All the goodness of node's require('vm') has been emulated with iframe trickery. This functionality is made available by the vm-browserify project.

require('http')

Implement the client side of the node http api using the http-browserify project.

require('path')

The posix functions from the path module have been included except for exists() and existsSync().

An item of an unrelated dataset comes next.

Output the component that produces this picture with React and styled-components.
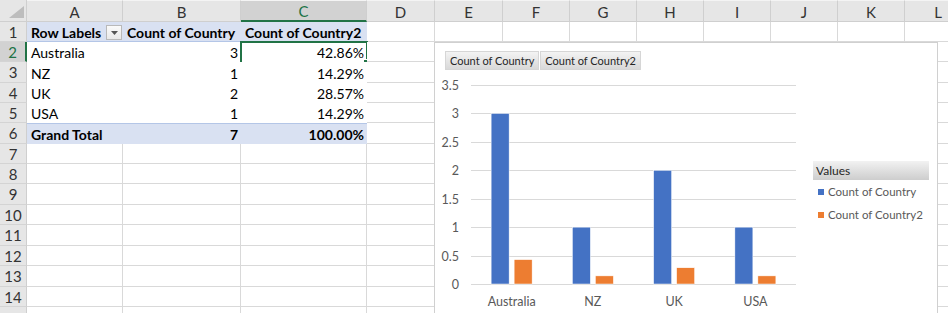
import React from 'react'
import styled, { createGlobalStyle } from 'styled-components'

const GlobalStyle = createGlobalStyle`
  html, body {
    margin: 0;
    padding: 0;
    background: #ffffff;
    overflow: hidden;
  }
`

const FONT = `Lato, "Liberation Sans", Arial, sans-serif`
const GREEN = '#217346'
const PIVOT_FILL = '#D9E1F2'
const PIVOT_LINE = '#B4C6E7'
const GRID = '#d9d9d9'

const COLS = ['A', 'B', 'C', 'D', 'E', 'F', 'G', 'H', 'I', 'J', 'K', 'L']
// row 15 only peeks in at the bottom edge, so it gets no label
const ROW_HEIGHTS = [20, 20, 21, 20, 20, 21, 20, 20, 21, 20, 21, 20, 21, 20, 20]

const pivot = {
  1: [{ text: 'Row Labels', bold: true, dropdown: true }, { text: 'Count of Country', bold: true }, { text: 'Count of Country2', bold: true }],
  2: [{ text: 'Australia' }, { text: '3', right: true }, { text: '42.86%', right: true, selected: true }],
  3: [{ text: 'NZ' }, { text: '1', right: true }, { text: '14.29%', right: true }],
  4: [{ text: 'UK' }, { text: '2', right: true }, { text: '28.57%', right: true }],
  5: [{ text: 'USA' }, { text: '1', right: true }, { text: '14.29%', right: true }],
  6: [{ text: 'Grand Total', bold: true }, { text: '7', bold: true, right: true }, { text: '100.00%', bold: true, right: true }],
}

const chartData = [
  { label: 'Australia', a: 3, b: 0.4286 },
  { label: 'NZ', a: 1, b: 0.1429 },
  { label: 'UK', a: 2, b: 0.2857 },
  { label: 'USA', a: 1, b: 0.1429 },
]

// - - SHEET - - //

const Sheet = styled.div`
  position: relative;
  width: 948px;
  height: 313px;
  overflow: hidden;
  font-family: ${FONT};
  color: #000;
`

const Grid = styled.div`
  display: grid;
  grid-template-columns: 27px 96px 118px 126px 68px 68px repeat(7, 67px);
  grid-template-rows: 22px ${ROW_HEIGHTS.map(h => h + 'px').join(' ')};
  width: max-content;
`

const Corner = styled.div`
  background: #e6e6e6;
  border-right: 1px solid #cfcfcf;
  border-bottom: 1px solid #cfcfcf;
  box-sizing: border-box;
  display: flex;
  align-items: flex-end;
  justify-content: flex-end;
  padding: 0 2px 3px 0;
`

const ColHead = styled.div`
  box-sizing: border-box;
  background: ${p => (p.$active ? '#d2d2d2' : '#e6e6e6')};
  color: ${p => (p.$active ? GREEN : '#333')};
  border-right: 1px solid #cfcfcf;
  border-bottom: ${p => (p.$active ? `2px solid ${GREEN}` : '1px solid #cfcfcf')};
  border-top: 1px solid #f4f4f4;
  display: flex;
  align-items: center;
  justify-content: center;
  font-size: 15px;
  padding-top: 1px;
`

const RowHead = styled.div`
  box-sizing: border-box;
  background: ${p => (p.$active ? '#d2d2d2' : '#e6e6e6')};
  color: ${p => (p.$active ? GREEN : '#333')};
  border-bottom: 1px solid #d4d4d4;
  border-right: ${p => (p.$active ? `2px solid ${GREEN}` : '1px solid #cfcfcf')};
  display: flex;
  align-items: center;
  justify-content: center;
  font-size: 15px;
`

const Cell = styled.div`
  position: relative;
  box-sizing: border-box;
  display: flex;
  align-items: center;
  justify-content: ${p => (p.$right ? 'flex-end' : 'flex-start')};
  padding: 1px 3px 0 4px;
  font-size: 14px;
  font-weight: ${p => (p.$bold ? 700 : 400)};
  white-space: nowrap;
  background: ${p => (p.$fill ? PIVOT_FILL : '#fff')};
  border-right: ${p => (p.$pivot ? 'none' : `1px solid ${GRID}`)};
  border-bottom: ${p => (p.$pivot ? (p.$head ? `1px solid ${PIVOT_LINE}` : 'none') : `1px solid ${GRID}`)};
  border-top: ${p => (p.$total ? `1px solid ${PIVOT_LINE}` : 'none')};
`

const Selection = styled.div`
  position: absolute;
  left: -1px;
  top: -1px;
  right: -1px;
  bottom: -2px;
  border: 2px solid ${GREEN};
  pointer-events: none;

  &::after {
    content: '';
    position: absolute;
    right: -4px;
    bottom: -4px;
    width: 5px;
    height: 5px;
    background: ${GREEN};
    border: 1px solid #fff;
  }
`

const DropButton = styled.div`
  position: absolute;
  right: 1px;
  top: 3px;
  width: 16px;
  height: 15px;
  box-sizing: border-box;
  border: 1px solid #b9b9b9;
  background: linear-gradient(#fafafa, #e9e9e9);
  display: flex;
  align-items: center;
  justify-content: center;
`

// - - CHART - - //

const Chart = styled.div`
  position: absolute;
  left: 434px;
  top: 42px;
  width: 504px;
  height: 290px;
  box-sizing: border-box;
  background: #fff;
  border: 1px solid #d0d0d0;
  font-family: ${FONT};
  color: #595959;
`

const FieldButtons = styled.div`
  display: flex;
  gap: 1px;
  margin: 8px 0 0 10px;
  height: 19px;
`

const FieldButton = styled.div`
  display: flex;
  align-items: center;
  padding: 0 4px;
  font-size: 11px;
  color: #262626;
  background: linear-gradient(#f3f3f3, #d9d9d9);
  border: 1px solid #d6d6d6;
  box-sizing: border-box;
`

const ChartBody = styled.div`
  display: flex;
`

const Legend = styled.div`
  margin: 91px 0 0 8px;
  width: 116px;
  display: flex;
  flex-direction: column;
`

const LegendTitle = styled.div`
  height: 19px;
  display: flex;
  align-items: center;
  padding-left: 3px;
  font-size: 12px;
  color: #262626;
  background: linear-gradient(#f2f2f2, #cdcdcd);
`

const LegendItem = styled.div`
  height: 23px;
  display: flex;
  align-items: center;
  gap: 4px;
  padding-left: 5px;
  font-size: 11.5px;
  color: #595959;
`

const Swatch = styled.span`
  width: 6px;
  height: 6px;
  background: ${p => p.$color};
`

const BLUE = '#4472C4'
const ORANGE = '#ED7D31'

function Plot() {
  const y0 = 214
  const unit = 56.857
  const left = 36
  const right = 361
  const cat = (right - left) / 4
  const ticks = [0, 0.5, 1, 1.5, 2, 2.5, 3, 3.5]
  return (
    <svg width="370" height="242" style={{ display: 'block' }}>
      {ticks.map(t => {
        const y = Math.round(y0 - t * unit) + 0.5
        return (
          <g key={t}>
            <line x1={left} x2={right} y1={y} y2={y} stroke="#d9d9d9" strokeWidth="1" />
            <text x="24" y={y} textAnchor="end" dominantBaseline="central" fontSize="12.5" fill="#595959" fontFamily="Lato, sans-serif">
              {t}
            </text>
          </g>
        )
      })}
      {chartData.map((d, i) => {
        const c = left + cat * (i + 0.5)
        const ha = d.a * unit
        const hb = d.b * unit
        return (
          <g key={d.label}>
            <rect x={c - 20.5} y={y0 - ha} width="18" height={ha} fill={BLUE} stroke="#fff" strokeWidth="0.5" />
            <rect x={c + 2.5} y={y0 - hb} width="18" height={hb} fill={ORANGE} stroke="#fff" strokeWidth="0.5" />
            <text x={c} y="231" textAnchor="middle" dominantBaseline="central" fontSize="12.5" fill="#595959" fontFamily="Lato, sans-serif">
              {d.label}
            </text>
          </g>
        )
      })}
    </svg>
  )
}

function PivotChart() {
  return (
    <Chart>
      <FieldButtons>
        <FieldButton>Count of Country</FieldButton>
        <FieldButton>Count of Country2</FieldButton>
      </FieldButtons>
      <ChartBody>
        <Plot />
        <Legend>
          <LegendTitle>Values</LegendTitle>
          <LegendItem><Swatch $color={BLUE} />Count of Country</LegendItem>
          <LegendItem><Swatch $color={ORANGE} />Count of Country2</LegendItem>
        </Legend>
      </ChartBody>
    </Chart>
  )
}

export default function App() {
  const rows = ROW_HEIGHTS.map((_, i) => i + 1)
  return (
    <Sheet>
      <GlobalStyle />
      <Grid>
        <Corner>
          <svg width="15" height="12">
            <polygon points="15,0 15,12 0,12" fill="#bdbdbd" />
          </svg>
        </Corner>
        {COLS.map(c => (
          <ColHead key={c} $active={c === 'C'}>{c}</ColHead>
        ))}
        {rows.map(r => (
          <React.Fragment key={r}>
            <RowHead $active={r === 2}>{r < 15 ? r : ''}</RowHead>
            {COLS.map((c, ci) => {
              const p = pivot[r] && ci < 3 ? pivot[r][ci] : null
              if (p) {
                return (
                  <Cell
                    key={c}
                    $pivot
                    $head={r === 1}
                    $total={r === 6}
                    $fill={r === 1 || r === 6}
                    $bold={p.bold}
                    $right={p.right}
                  >
                    {p.text}
                    {p.dropdown && (
                      <DropButton>
                        <svg width="7" height="4">
                          <polygon points="0,0 7,0 3.5,4" fill="#555" />
                        </svg>
                      </DropButton>
                    )}
                    {p.selected && <Selection />}
                  </Cell>
                )
              }
              return <Cell key={c} />
            })}
          </React.Fragment>
        ))}
      </Grid>
      <PivotChart />
    </Sheet>
  )
}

Just require('path')!

__dirname

The faux directory name, scrubbed of true directory information so as not to expose your filesystem organization.

__filename

The faux file path, scrubbed of true path information so as not to expose your filesystem organization.

recipes

use an npm module in the browser

First install a module:

npm install traverse

Then write an entry.js:

var traverse = require('traverse');
var obj = traverse({ a : 3, b : [ 4, 5 ] }).map(function (x) {
    if (typeof x === 'number') this.update(x * 100)
});
console.dir(obj);

then build it!

browserify entry.js -o bundle.js

then put it in your html

<script src="bundle.js"></script>

and the entry.js will just run and require('traverse') will just work™.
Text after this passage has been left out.